New wind energy being developed in Denmark, in France, in 
Germany, and of course the United States is moving forward, but 
not fast enough.
    In fact, wind energy, to everybody's perhaps surprise, is 
the fastest growing new source of energy online in the world. 
And it is non-polluting.
    We have got to require replacement tires to be as fuel 
efficient as the original tires on new vehicles. We've got to 
provide at least a $6,000 tax credit to Americans who buy 
ultra-efficient cars made in the United States.
    These are common sense approaches which will go a long way 
to break our dependence on Middle East oil, develop new sources 
of energy renewable means. I think we are long overdue in 
moving in that direction.
    I would yield back the balance of my time.
    Chairman Oxley. The gentleman yields back.
    The gentleman from California, Mr. Miller.

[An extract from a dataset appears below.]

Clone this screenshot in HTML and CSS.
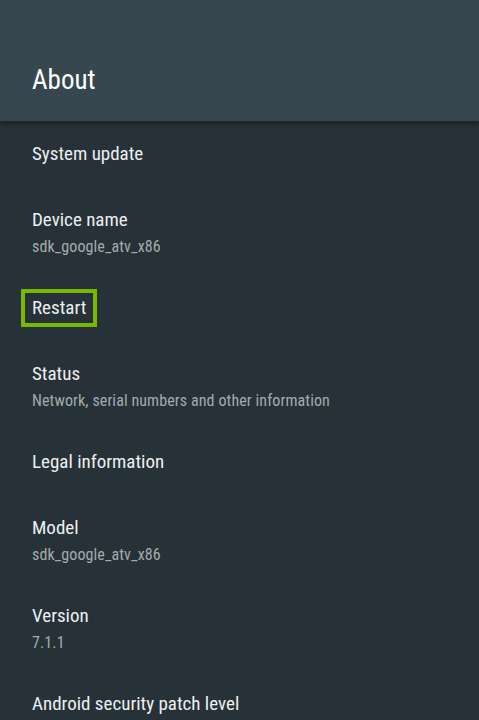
FILE: index.html
```html
<!DOCTYPE html>
<html>
<head>
<meta charset="utf-8">
<link rel="stylesheet" href="styles.css">
</head>
<body>
<header class="header">
  <h1 class="title">About</h1>
</header>
<main class="list">
  <div class="item single"><span class="item-title">System update</span></div>
  <div class="item double"><span class="item-title">Device name</span><span class="item-sub">sdk_google_atv_x86</span></div>
  <div class="item single"><span class="item-title focused">Restart</span></div>
  <div class="item double"><span class="item-title">Status</span><span class="item-sub">Network, serial numbers and other information</span></div>
  <div class="item single"><span class="item-title">Legal information</span></div>
  <div class="item double"><span class="item-title">Model</span><span class="item-sub">sdk_google_atv_x86</span></div>
  <div class="item double"><span class="item-title">Version</span><span class="item-sub">7.1.1</span></div>
  <div class="item last"><span class="item-title">Android security patch level</span></div>
</main>
</body>
</html>
```
FILE: styles.css
```css
html, body {
  margin: 0;
  padding: 0;
}
body {
  width: 479px;
  height: 720px;
  overflow: hidden;
  background: #263238;
  font-family: Roboto, "Noto Sans", sans-serif;
  font-stretch: condensed;
}
.header {
  position: relative;
  z-index: 1;
  height: 121px;
  background: #37474f;
  box-shadow: 0 2px 6px rgba(0, 0, 0, 0.45);
  display: flex;
  align-items: flex-end;
  padding: 0 32px 25px;
  box-sizing: border-box;
}
.title {
  margin: 0;
  font-size: 27px;
  font-weight: 400;
  color: #ffffff;
  line-height: 32px;
}
.list {
  display: flex;
  flex-direction: column;
  padding: 22px 32px 0;
}
.item {
  display: flex;
  flex-direction: column;
  align-items: flex-start;
}
.item.single { height: 66px; }
.item.double { height: 88px; }
.item-title {
  font-size: 19px;
  line-height: 22px;
  color: #eceff1;
}
.item-sub {
  margin-top: 7px;
  font-size: 16px;
  letter-spacing: 0.1px;
  line-height: 18px;
  color: #a4aaad;
}
.focused {
  border: 4px solid #76b900;
  padding: 4px 7px;
  margin: -8px 0 -8px -11px;
}
```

    Mr. Miller. Thank you, Mr. Chairman.
    I want to thank you for holding this hearing, and I really 
look forward to listening to the witnesses today testifying 
before the committee.
    For the last 8 years, our Nation has failed to address our 
energy's outlook with a cohesive and comprehensive national 
policy. Instead of becoming more independent, we have increased 
our reliance on foreign sources to provide oil for meeting our 
everyday needs.
    Oil imports rose from 32 percent in 1992 to 55 percent last 
year alone. The previous Administration was put into the 
unfortunate position of sending our Secretary of Energy to the 
Middle East to beg for greater oil output from the very 
countries we defended from Saddam Hussein just a decade ago.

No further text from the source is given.